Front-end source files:

# # # # # # #

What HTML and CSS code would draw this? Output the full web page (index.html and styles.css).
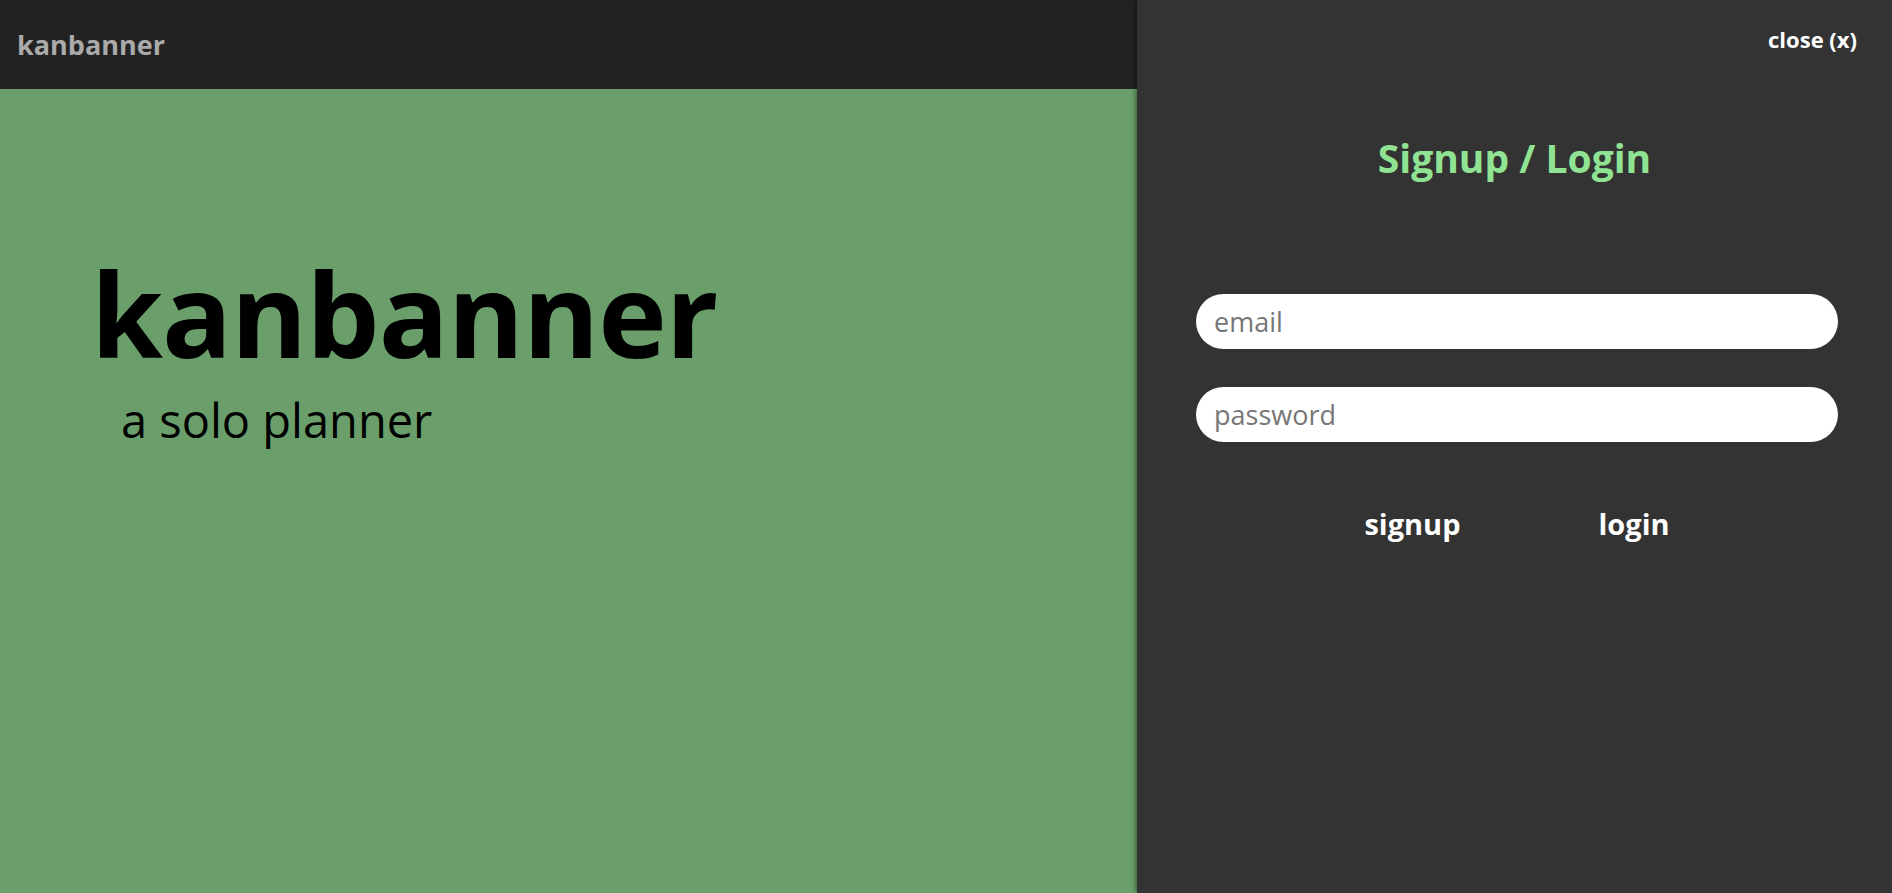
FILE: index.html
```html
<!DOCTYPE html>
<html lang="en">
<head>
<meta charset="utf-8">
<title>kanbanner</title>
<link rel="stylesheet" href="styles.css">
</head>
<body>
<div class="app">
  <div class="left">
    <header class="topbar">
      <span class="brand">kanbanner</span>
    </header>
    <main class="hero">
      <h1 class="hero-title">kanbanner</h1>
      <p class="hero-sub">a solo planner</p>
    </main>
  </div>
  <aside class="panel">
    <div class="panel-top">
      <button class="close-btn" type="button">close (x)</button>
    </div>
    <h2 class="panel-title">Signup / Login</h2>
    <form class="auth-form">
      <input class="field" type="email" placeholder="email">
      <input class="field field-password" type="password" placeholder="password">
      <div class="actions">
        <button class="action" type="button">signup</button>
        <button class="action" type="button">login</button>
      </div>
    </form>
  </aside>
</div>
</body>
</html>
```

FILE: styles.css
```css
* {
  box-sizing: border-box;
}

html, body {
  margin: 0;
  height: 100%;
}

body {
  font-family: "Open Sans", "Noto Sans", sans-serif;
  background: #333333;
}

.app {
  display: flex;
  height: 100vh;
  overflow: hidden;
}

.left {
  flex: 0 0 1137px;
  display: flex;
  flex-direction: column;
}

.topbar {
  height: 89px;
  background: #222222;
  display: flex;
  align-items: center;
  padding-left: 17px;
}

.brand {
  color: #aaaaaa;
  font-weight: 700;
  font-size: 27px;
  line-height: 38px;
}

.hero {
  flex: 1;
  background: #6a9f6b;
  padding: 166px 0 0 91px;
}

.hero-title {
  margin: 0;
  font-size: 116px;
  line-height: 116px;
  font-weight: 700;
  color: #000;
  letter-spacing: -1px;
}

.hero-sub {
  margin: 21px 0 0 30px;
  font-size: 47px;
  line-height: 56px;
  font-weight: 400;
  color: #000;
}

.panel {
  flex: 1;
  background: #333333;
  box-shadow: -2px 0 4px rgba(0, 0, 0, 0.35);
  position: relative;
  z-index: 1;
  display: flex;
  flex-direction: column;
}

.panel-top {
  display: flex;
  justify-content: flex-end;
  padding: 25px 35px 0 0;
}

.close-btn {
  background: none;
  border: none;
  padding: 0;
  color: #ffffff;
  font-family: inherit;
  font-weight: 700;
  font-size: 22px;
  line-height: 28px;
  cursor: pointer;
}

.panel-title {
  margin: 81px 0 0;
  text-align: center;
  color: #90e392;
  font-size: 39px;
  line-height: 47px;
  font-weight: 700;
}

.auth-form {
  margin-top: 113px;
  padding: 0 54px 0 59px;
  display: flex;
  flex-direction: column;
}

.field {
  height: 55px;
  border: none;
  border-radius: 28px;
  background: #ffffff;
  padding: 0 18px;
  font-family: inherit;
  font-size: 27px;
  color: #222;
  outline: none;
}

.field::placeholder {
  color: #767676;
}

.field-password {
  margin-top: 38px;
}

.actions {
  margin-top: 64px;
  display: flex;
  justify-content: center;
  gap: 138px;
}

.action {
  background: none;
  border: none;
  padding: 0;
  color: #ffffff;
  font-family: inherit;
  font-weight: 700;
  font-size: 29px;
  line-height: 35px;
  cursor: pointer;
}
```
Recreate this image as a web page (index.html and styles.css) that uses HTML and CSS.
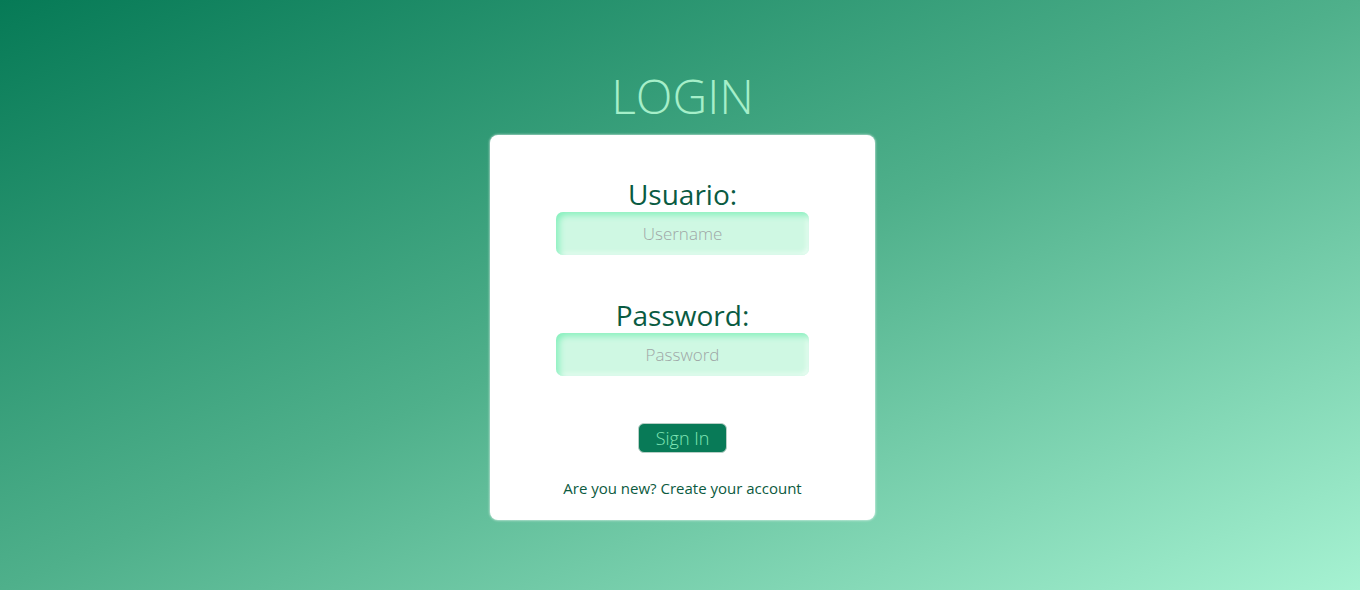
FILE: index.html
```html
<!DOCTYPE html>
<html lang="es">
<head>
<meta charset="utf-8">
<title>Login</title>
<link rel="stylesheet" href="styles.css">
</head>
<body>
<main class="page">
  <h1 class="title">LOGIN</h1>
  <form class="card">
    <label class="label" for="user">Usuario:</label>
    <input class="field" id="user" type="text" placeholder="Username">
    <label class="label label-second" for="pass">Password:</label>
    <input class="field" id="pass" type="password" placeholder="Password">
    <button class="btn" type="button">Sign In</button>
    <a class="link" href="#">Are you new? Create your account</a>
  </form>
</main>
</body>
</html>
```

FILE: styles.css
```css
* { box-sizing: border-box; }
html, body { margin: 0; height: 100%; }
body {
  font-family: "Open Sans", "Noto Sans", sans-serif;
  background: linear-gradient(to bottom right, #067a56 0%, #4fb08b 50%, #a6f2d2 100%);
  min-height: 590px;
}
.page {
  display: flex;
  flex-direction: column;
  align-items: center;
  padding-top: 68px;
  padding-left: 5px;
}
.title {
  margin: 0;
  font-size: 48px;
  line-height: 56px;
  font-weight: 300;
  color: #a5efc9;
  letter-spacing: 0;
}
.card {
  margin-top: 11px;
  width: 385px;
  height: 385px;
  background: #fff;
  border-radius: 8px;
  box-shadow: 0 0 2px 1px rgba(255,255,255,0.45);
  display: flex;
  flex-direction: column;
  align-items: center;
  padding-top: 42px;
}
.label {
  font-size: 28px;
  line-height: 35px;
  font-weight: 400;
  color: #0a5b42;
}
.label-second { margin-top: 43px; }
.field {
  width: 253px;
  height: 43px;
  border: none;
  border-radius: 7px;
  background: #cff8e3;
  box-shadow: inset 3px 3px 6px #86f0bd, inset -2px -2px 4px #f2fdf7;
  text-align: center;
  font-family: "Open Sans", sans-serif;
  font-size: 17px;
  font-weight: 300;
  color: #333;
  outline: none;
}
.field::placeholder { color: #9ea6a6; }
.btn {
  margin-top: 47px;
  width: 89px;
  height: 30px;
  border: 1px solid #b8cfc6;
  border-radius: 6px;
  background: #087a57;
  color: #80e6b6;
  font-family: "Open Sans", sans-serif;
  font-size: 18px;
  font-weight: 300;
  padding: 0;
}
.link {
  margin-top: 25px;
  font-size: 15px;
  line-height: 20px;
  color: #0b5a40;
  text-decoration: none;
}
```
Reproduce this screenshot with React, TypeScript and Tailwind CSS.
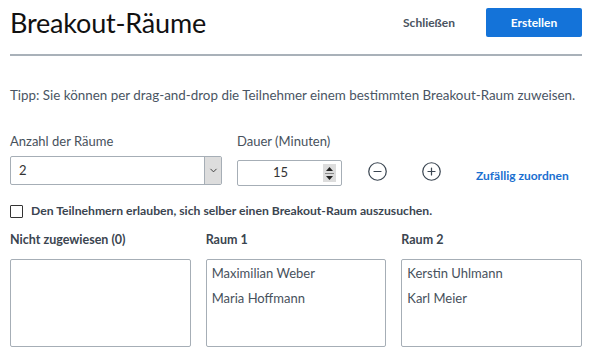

# # # # # # #

Request:
Using the listing above, show each line holding the string "page".

Solution for this exercise:
What HTML and CSS code would draw this? Output the full web page (index.html and styles.css).
Recreate this image as a web page (index.html and styles.css) that uses HTML and CSS.
<main class="page">
.page {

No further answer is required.